Nilai kebersamaan dan kekeluargaan terkandung dalam karawitan, karena karawitan tidak bisa dimainkan oleh satu orang, hal ini mengasah pemain musik untuk menumbuhkan rasa kebersamaan, menghargai, saling toleransi, bergotong royong, disiplin dan rasa kepekaan. Selain itu karawitan mengajarkan tentang kehidupan manusia.
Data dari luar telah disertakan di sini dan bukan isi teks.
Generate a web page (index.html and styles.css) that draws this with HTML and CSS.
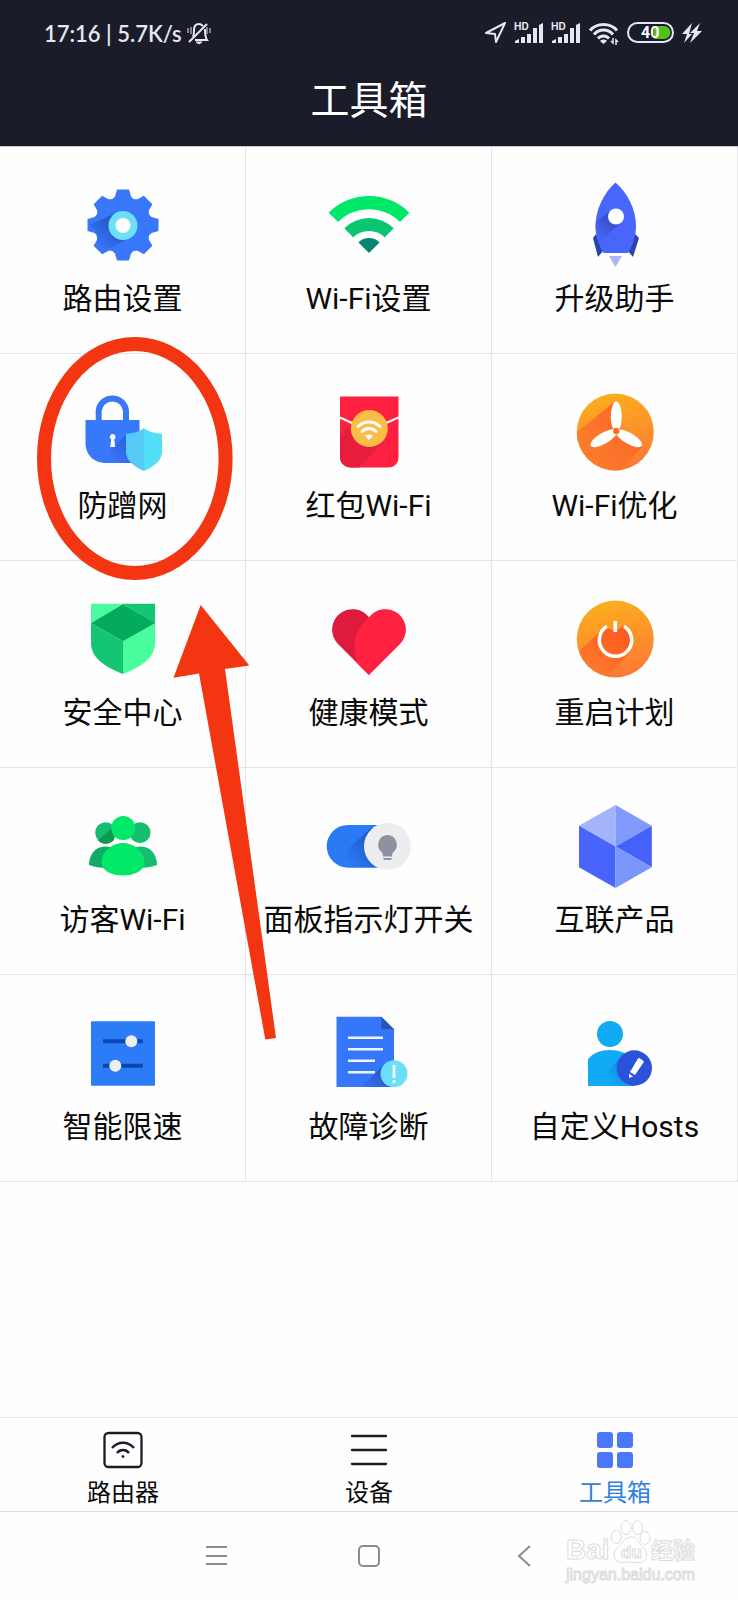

Terlihat dari tembang-tembang yang sering diperdengarkan, tembang yang menggambarkan kehidupan manusia dari lahir hingga mati.
Lebih sedihnya lagi angklung adalah pelajaran wajib bagi pelajar singapura, lalu indonesia ? bukan berarti kita harus mendengarkan karawitan klasik, karawitan yang telah dicampur dengan alat musik modern juga bagus, karena ini masalah estetika dan selera. Kalau aku lebih suka dengerin Bossanova jawa .  

1 komentar:

Anonim mengatakan...

kegelisahannya udah terasa, dikit. :) siiip.